The recent pictures of that young woman flashing a familiar hiphop / rap hand sign, garbed in the hijab, who would later don a suicide vest, detonating herself in hopes of taking out as many law enforcement and civilians as possible, goes beyond the average human being’s comprehension.

What sets us apart from these mostly youthful members of an army of hate and destruction…?

Oh we hear the familiar bleeding excuses of disenfranchisement, of socioeconomic disadvantagement, the lack of schooling, the barriers of culture, language, religion, the inability to assimilate to a new country….etc, etc, etc…
…none of that holds water nor is a true paving stone filling the gulf between right and wrong, hate and love, murder and life….

And then it dawned on me—
As simple and perhaps even childlike that it may sound, the divide rests not in the amble abundance of vehement hate, as there is certainly plenty of that found in both words and deed, but rather the difference, the separation, is found in the lack of the simple ability to find and produce a true sense of heartfelt thankfulness.

It all boils down to the simple matter of hating verses gratitude and thankfulness.
–or rather the ability to offer genuine gratitude and thankfulness.

True genuine thankfulness…not the insane thankfulness to Allah that they all died, or all were blown up…but rather the genuine ability to feel real thankfulness which is found in the simplest of places and gestures.
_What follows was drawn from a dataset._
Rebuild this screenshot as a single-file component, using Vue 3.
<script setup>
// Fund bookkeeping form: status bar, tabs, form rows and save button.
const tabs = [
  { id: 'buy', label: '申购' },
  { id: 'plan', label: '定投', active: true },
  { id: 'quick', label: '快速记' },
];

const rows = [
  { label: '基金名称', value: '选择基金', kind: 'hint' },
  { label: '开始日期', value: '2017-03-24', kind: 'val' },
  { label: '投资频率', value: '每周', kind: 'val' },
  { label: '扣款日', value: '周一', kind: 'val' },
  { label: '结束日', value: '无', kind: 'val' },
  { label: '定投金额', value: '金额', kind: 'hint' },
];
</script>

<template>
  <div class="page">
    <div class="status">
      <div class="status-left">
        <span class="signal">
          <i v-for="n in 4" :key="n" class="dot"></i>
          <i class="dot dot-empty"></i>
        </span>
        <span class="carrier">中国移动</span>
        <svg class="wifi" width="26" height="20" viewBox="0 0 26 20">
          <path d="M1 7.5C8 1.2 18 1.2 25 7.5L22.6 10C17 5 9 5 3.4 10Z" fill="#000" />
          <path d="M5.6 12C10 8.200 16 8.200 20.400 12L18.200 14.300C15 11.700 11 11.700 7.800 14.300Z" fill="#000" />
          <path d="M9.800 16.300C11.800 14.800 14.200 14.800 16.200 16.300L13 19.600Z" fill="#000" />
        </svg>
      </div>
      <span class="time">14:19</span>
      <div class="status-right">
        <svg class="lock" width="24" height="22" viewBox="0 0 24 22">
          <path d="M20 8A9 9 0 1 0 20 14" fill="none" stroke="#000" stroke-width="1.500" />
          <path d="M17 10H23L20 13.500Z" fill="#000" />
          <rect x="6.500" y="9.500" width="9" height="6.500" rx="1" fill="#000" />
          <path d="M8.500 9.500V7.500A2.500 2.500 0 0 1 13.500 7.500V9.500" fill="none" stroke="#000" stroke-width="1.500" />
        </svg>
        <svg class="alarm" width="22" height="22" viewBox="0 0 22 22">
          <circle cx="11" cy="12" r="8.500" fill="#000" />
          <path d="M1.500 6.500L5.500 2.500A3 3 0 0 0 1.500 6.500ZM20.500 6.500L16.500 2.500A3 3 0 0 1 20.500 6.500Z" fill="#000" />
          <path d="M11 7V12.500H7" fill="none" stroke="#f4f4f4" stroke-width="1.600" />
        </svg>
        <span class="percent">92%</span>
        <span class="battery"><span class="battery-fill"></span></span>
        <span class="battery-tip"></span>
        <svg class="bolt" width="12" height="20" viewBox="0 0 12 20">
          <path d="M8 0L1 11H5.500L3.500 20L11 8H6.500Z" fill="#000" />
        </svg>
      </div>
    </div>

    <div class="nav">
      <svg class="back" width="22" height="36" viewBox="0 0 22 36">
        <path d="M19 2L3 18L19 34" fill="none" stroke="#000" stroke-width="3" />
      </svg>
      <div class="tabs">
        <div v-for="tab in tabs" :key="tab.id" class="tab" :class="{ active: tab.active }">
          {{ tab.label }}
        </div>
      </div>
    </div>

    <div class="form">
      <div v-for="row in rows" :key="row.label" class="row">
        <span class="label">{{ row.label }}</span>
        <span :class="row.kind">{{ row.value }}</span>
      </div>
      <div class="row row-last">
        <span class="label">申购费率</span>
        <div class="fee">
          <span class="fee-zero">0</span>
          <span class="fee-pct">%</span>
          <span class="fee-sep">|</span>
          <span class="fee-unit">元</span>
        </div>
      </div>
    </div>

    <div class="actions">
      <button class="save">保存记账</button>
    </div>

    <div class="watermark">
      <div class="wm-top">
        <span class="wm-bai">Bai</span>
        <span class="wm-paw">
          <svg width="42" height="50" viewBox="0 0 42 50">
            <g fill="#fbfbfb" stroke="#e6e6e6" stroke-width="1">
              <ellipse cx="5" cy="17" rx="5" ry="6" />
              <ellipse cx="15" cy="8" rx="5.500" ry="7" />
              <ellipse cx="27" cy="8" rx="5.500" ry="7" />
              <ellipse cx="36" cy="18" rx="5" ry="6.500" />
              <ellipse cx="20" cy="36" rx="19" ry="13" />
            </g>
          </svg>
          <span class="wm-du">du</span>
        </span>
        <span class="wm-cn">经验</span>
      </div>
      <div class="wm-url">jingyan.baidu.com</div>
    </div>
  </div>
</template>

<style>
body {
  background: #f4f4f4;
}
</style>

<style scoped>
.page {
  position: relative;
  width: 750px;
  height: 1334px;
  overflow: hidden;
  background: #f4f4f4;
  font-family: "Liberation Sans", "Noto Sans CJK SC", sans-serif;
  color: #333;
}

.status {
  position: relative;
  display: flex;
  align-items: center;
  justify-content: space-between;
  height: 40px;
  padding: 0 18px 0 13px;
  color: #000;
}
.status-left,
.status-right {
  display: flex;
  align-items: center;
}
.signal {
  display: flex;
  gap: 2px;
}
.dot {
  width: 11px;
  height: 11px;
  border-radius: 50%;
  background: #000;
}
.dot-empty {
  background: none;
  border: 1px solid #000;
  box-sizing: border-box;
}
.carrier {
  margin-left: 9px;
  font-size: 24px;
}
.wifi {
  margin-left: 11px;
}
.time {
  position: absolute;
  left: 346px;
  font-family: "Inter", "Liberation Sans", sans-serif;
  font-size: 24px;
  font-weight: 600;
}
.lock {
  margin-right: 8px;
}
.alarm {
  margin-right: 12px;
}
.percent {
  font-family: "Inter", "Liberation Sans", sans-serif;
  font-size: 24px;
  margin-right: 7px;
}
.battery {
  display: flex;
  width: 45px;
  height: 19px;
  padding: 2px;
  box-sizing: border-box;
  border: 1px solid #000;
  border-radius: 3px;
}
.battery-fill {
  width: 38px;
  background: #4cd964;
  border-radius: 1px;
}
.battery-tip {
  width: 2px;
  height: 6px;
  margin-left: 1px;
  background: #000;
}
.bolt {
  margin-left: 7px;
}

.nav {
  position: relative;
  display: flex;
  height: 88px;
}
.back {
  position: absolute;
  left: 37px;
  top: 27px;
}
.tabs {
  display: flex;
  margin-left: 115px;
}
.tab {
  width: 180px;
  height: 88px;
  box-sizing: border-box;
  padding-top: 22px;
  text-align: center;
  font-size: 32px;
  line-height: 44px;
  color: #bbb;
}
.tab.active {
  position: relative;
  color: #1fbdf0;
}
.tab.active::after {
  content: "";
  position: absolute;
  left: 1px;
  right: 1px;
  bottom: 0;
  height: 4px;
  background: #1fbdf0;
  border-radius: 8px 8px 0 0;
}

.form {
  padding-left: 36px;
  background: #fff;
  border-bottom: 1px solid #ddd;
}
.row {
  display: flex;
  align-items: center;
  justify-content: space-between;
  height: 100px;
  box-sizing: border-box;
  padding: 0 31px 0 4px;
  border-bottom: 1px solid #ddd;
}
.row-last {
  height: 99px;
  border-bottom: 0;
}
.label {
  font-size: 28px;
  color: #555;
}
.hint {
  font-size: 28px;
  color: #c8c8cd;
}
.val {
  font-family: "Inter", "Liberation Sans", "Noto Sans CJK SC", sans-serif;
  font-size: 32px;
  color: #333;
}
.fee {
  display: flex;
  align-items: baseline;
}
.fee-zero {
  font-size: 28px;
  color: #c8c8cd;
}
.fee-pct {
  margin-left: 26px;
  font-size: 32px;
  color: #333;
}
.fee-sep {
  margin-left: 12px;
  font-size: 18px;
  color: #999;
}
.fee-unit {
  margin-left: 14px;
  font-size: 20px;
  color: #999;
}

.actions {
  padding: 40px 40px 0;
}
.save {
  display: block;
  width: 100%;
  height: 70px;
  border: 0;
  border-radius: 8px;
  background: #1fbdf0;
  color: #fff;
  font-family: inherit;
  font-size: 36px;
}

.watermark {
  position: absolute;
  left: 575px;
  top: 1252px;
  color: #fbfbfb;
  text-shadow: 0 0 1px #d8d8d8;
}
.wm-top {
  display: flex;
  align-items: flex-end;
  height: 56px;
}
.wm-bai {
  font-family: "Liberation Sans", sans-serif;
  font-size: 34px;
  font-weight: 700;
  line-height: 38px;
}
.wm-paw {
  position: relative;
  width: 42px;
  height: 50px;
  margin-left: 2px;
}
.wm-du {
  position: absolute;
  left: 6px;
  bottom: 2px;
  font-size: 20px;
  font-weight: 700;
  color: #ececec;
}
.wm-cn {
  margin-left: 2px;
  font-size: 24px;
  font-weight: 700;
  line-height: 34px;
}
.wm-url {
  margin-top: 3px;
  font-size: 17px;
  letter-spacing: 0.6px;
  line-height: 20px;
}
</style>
Thankfulness and gratitude not for the materialism of life…not for the gathering of things, the loftiness of status of position, the greedy accumulation of wealth and prestige…but rather thankfulness for the simple and genuine gratitude of the heart…for the most simplest of pleasures—the pleasure of a smile, the thankfulness found in reunions, the gratitude for the bridging of gaps, the thankfulness for waking each day, the marveling in watching a leaf dance across the wind, the delight felt in a single touch, the joy felt in being alive on a cold but sunny November day…

And whereas all of the experts and the powers that be who continue sifting through and within the dust of the whys and hows…it really comes down to something as small and as tiny and as simple and seemingly insignificant as thankfulness and the ability to offer a true heartfelt “thank you” — which is the actual barrier, the true great divide between the us and the them…

Gratitude and thankfulness to, for and in something greater than ourselves…
to Something that revels in life not death, love not hate, freedom not imprisonment…
The gratitude in knowing that there is indeed a Creator who gives and a Savior who waits for us all in the midst of this ever growing turmoil…..

The LORD is my strength and my shield; My heart trusts in Him, and I am helped; Therefore my heart exults, And with my song I shall thank Him.